太郎太刀
Tarō Tachi
Also known as: The Great Blade of Magara Naomoto
Description
Tarō Tachi is one of the longest surviving tachi in Japanese history, with a blade length of approximately 221.5 cm — more than three times the length of a standard Japanese sword. It is associated with Magara Naomoto, a warrior of Echizen Province who served the Asakura clan and was renowned for his superhuman strength and ferocity on the battlefield. Both Tarō Tachi and its companion piece Jirō Tachi (used by Naomoto's son Takaoki, blade length approximately 174 cm) are preserved at Atsuta Jingū in Nagoya.
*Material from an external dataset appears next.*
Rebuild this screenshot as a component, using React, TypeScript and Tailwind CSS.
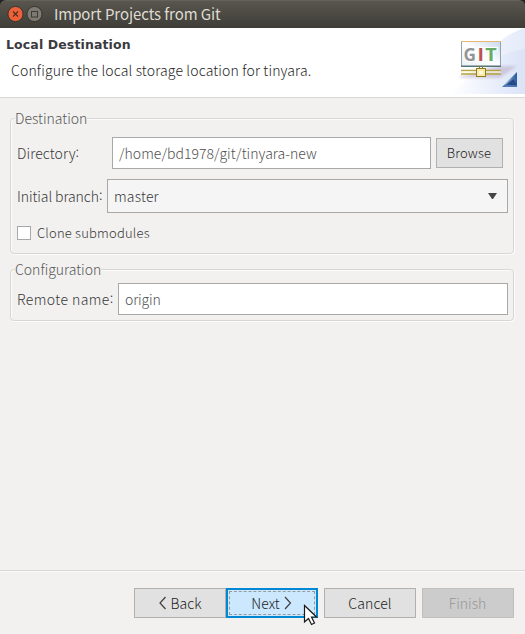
import type { ReactNode } from "react";

function Group({ title, className, children }: { title: string; className: string; children: ReactNode }) {
  return (
    <section className={`relative ml-[10px] w-[504px] rounded-[4px] border border-[#d8d7d6] shadow-[1px_1px_0_#fcfcfc,inset_1px_1px_0_#fcfcfc] ${className}`}>
      <h2 className="absolute left-[4px] -top-[11px] h-[20px] whitespace-nowrap bg-[#f2f1f0] text-[14px] leading-[21px] text-[#585858]">{title}</h2>
      {children}
    </section>
  );
}

function GitBanner() {
  return (
    <svg className="block h-[69px] w-[75px]" viewBox="450 28 75 69">
      <defs>
        <linearGradient id="wash" x1="0" x2="1">
          <stop offset="0" stopColor="#fff" />
          <stop offset="1" stopColor="#d5dff6" />
        </linearGradient>
        <linearGradient id="frame" x1="0" y1="0" x2="0" y2="1">
          <stop offset="0" stopColor="#e9b676" />
          <stop offset="0.45" stopColor="#94a5ad" />
          <stop offset="1" stopColor="#56777c" />
        </linearGradient>
        <linearGradient id="screen" x1="0" y1="1" x2="1" y2="0">
          <stop offset="0" stopColor="#e9eff2" />
          <stop offset="0.5" stopColor="#fff" />
          <stop offset="1" stopColor="#c9d9ee" />
        </linearGradient>
        <linearGradient id="corner" x1="0" x2="1">
          <stop offset="0" stopColor="#a9c8e4" />
          <stop offset="1" stopColor="#2b5b9d" />
        </linearGradient>
        <filter id="soft" x="-20%" y="-60%" width="140%" height="220%"><feGaussianBlur stdDeviation="1.8" /></filter>
      </defs>
      <path d="M450 94Q475 72 483 61Q500 35 525 28V94Z" fill="url(#wash)" opacity=".65" />
      <path d="M450 94Q475 82 490 65Q504 51 525 49V94Z" fill="url(#wash)" opacity=".65" />
      <path d="M460 76L500 66H517L500 78H460Z" fill="#a993b5" opacity=".4" filter="url(#soft)" />
      <rect x="461.5" y="41.5" width="39" height="25" fill="url(#screen)" />
      <path d="M461 41.5H501" stroke="#e9b676" />
      <path d="M461.5 42V66M500.5 42V66" stroke="#91a4ab" />
      <path d="M461 66.2H501" stroke="#54767b" strokeWidth="1.5" />
      <g fontFamily="Open Sans, sans-serif" fontWeight="700" fontSize="17" stroke="#fff" strokeWidth="2" paintOrder="stroke">
        <text x="463.5" y="60.5" fill="#929496" textLength="12.5" lengthAdjust="spacingAndGlyphs">G</text>
        <text x="477.5" y="60.5" fill="#bd5055" textLength="6.5" lengthAdjust="spacingAndGlyphs">I</text>
        <text x="485.3" y="60.5" fill="#64ad68" textLength="11.5" lengthAdjust="spacingAndGlyphs">T</text>
      </g>
      <path d="M461 70.5H501M461 74H501" stroke="#b5a444" strokeWidth="1.4" />
      <path d="M461 72H501" stroke="#fffbd4" />
      <path d="M479.5 66V69M482.5 66V69" stroke="#8b7b24" />
      <rect x="476.5" y="68.5" width="9" height="8" fill="#f8e9a9" stroke="#917d1e" />
      <rect x="479" y="71" width="4" height="3" fill="#fffae2" />
      <path d="M502 87L517 72V87Z" fill="url(#corner)" />
      <path d="M505 85.5L513.5 79L517 85.5Z" fill="#244b87" />
      <path d="M502 87L505 84.5L517 85.5V87Z" fill="#4f79b4" />
    </svg>
  );
}

function Chevron({ left = false }: { left?: boolean }) {
  return (
    <svg width="8" height="14" viewBox="0 0 8 14" className="shrink-0" fill="none" stroke="#404040" strokeWidth="1.2">
      <path d={left ? "M6.5 1L1 7L6.5 13" : "M1 1L6.5 7L1 13"} />
    </svg>
  );
}

function Label({ className, children }: { className: string; children: string }) {
  return (
    <span className={`shrink-0 whitespace-nowrap ${className}`}>
      {children}<span className="relative -top-[2px]">:</span>
    </span>
  );
}

export default function App() {
  return (
    <main className="relative flex h-[634px] w-[525px] flex-col overflow-hidden bg-[#f2f1f0] font-['Noto_Sans_CJK_KR','Noto_Sans',sans-serif] text-[14px] font-light text-[#383838]">
      <div className="h-[28px] shrink-0 bg-[#222]">
        <header className="flex h-[28px] items-center rounded-t-[6px] border-t border-[#63615a] bg-linear-to-b from-[#59564e] to-[#3e3d38] pl-[7px]">
          <svg width="36" height="17" viewBox="0 0 36 17">
            <circle cx="8.5" cy="8" r="7.6" fill="#ed6138" stroke="#353430" />
            <path d="M6 5.5L11 10.5M11 5.5L6 10.5" stroke="#4a2d22" strokeWidth="1.1" />
            <circle cx="27.5" cy="8" r="7.6" fill="#7d7a71" stroke="#353430" />
            <rect x="24.5" y="5.5" width="6" height="5.5" fill="none" stroke="#3c3b37" />
          </svg>
          <h1 className="ml-[11px] whitespace-nowrap text-[15px] font-normal tracking-[-0.08px] text-[#dfdbd2]">Import Projects from Git</h1>
        </header>
      </div>
      <div className="flex h-[70px] shrink-0 justify-between border-b border-[#d9d8d7] bg-white">
        <div>
          <h2 className="ml-[6px] mt-[8px] whitespace-nowrap font-['DejaVu_Sans',sans-serif] text-[12.5px] font-bold leading-[18px] tracking-[0.12px] text-[#3b3b3f]">Local Destination</h2>
          <p className="ml-[11px] mt-[6px] whitespace-nowrap leading-[20px] tracking-[0.15px] text-[#262626]">Configure the local storage location for tinyara.</p>
        </div>
        <GitBanner />
      </div>

      <Group title="Destination" className="mt-[20px] h-[136px] shrink-0">
        <div className="mt-[18px] flex h-[32px] items-center pl-[6px]">
          <Label className="w-[95px] tracking-[0.1px]">Directory</Label>
          <div className="flex h-[32px] w-[319px] shrink-0 items-center border border-[#a8a8a8] bg-white pl-[6px] tracking-[0.03px] text-[#505050]">/home/bd1978/git/tinyara-new</div>
          <button className="ml-[5px] h-[30px] w-[67px] shrink-0 border border-[#b0b0b0] bg-[#e1e1e1] pr-[1px] text-[13px] tracking-[0.2px] text-[#222]">Browse</button>
        </div>
        <div className="mt-[10px] flex h-[34px] items-center pl-[6px]">
          <Label className="w-[90px] tracking-[-0.08px]">Initial branch</Label>
          <div className="flex h-[34px] w-[401px] shrink-0 items-center justify-between border border-[#a8a8a8] bg-[#f5f5f5] pl-[6px] pr-[10px] tracking-[0.2px]">
            master
            <svg width="9" height="7" viewBox="0 0 9 7"><path d="M0 0H9L5 6H4Z" fill="#454545" /></svg>
          </div>
        </div>
        <div className="mt-[13px] flex h-[14px] items-center gap-[6px] pl-[6px] text-[13px]">
          <span className="size-[14px] border border-[#a8a8a8] bg-white" />
          <span className="whitespace-nowrap tracking-[0.2px]">Clone submodules</span>
        </div>
      </Group>

      <Group title="Configuration" className="mt-[15px] h-[52px] shrink-0">
        <div className="mt-[13px] flex h-[32px] items-center pl-[6px]">
          <Label className="w-[101px] tracking-[0.42px]">Remote name</Label>
          <div className="flex h-[32px] w-[390px] shrink-0 items-center border border-[#a8a8a8] bg-white pl-[6px] tracking-[-0.15px] text-[#505050]">origin</div>
        </div>
      </Group>

      <footer className="mt-auto flex h-[64px] shrink-0 border-t border-[#d9d8d7] pl-[134px] pt-[17px] text-[#222] shadow-[inset_0_1px_0_#fafafa]">
        <button className="flex h-[30px] w-[92px] items-center justify-center gap-[4px] border border-[#b0b0b0] bg-[#e1e1e1]"><Chevron left />Back</button>
        <button className="h-[30px] w-[92px] border-2 border-[#0088d4] bg-[#cce8ff] p-[1px]">
          <span className="flex h-full items-center justify-center gap-[4px] border border-dashed border-[#999] pr-[1px]">Next<Chevron /></span>
        </button>
        <button className="ml-[6px] h-[30px] w-[92px] border border-[#b0b0b0] bg-[#e1e1e1] tracking-[0.1px]">Cancel</button>
        <button className="ml-[6px] h-[30px] w-[92px] border border-[#bfbfbf] bg-[#cccccc] pr-[1px] text-[#969696]">Finish</button>
      </footer>
      <svg className="absolute left-[303px] top-[604px]" width="16" height="23" viewBox="0 0 16 23">
        <path d="M1.5 1.5V18L5.5 14.5L8.5 20.5L11.5 19L8.5 13H13.5Z" fill="#fff" stroke="#1a1a1a" strokeWidth="1.2" />
      </svg>
    </main>
  );
}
Naomoto is said to have wielded this colossal blade in the Battle of Anegawa (1570) against the combined forces of Oda Nobunaga and Tokugawa Ieyasu, where he fell after a fierce last stand. The sword stands as one of the most dramatic physical relics of the Sengoku period.
Legends & Stories
Among the warriors of the Sengoku period, few are as mythologized as Magara Naomoto, the giant swordsman of Echizen. Tradition holds that he stood over six feet tall and could swing the gargantuan Tarō Tachi — more than two meters of steel — as if it weighed nothing. Enemies who faced him on the battlefield reportedly fled in terror, believing they had encountered a demon. At the Battle of Anegawa in 1570, where the Asakura forces confronted the combined armies of Oda Nobunaga and Tokugawa Ieyasu, Naomoto reportedly fought until several warriors combined to bring him down. His son Takaoki, wielding the slightly smaller Jirō Tachi, also fell in the same battle. Father and son, their legendary blades, and their simultaneous deaths on the same field — the story has all the elements of a warrior epic. Both swords now rest at Atsuta Jingū, shrine of the legendary Kusanagi no Tsurugi, where the greatest sword in mythology and the greatest sword in history share the same sacred ground.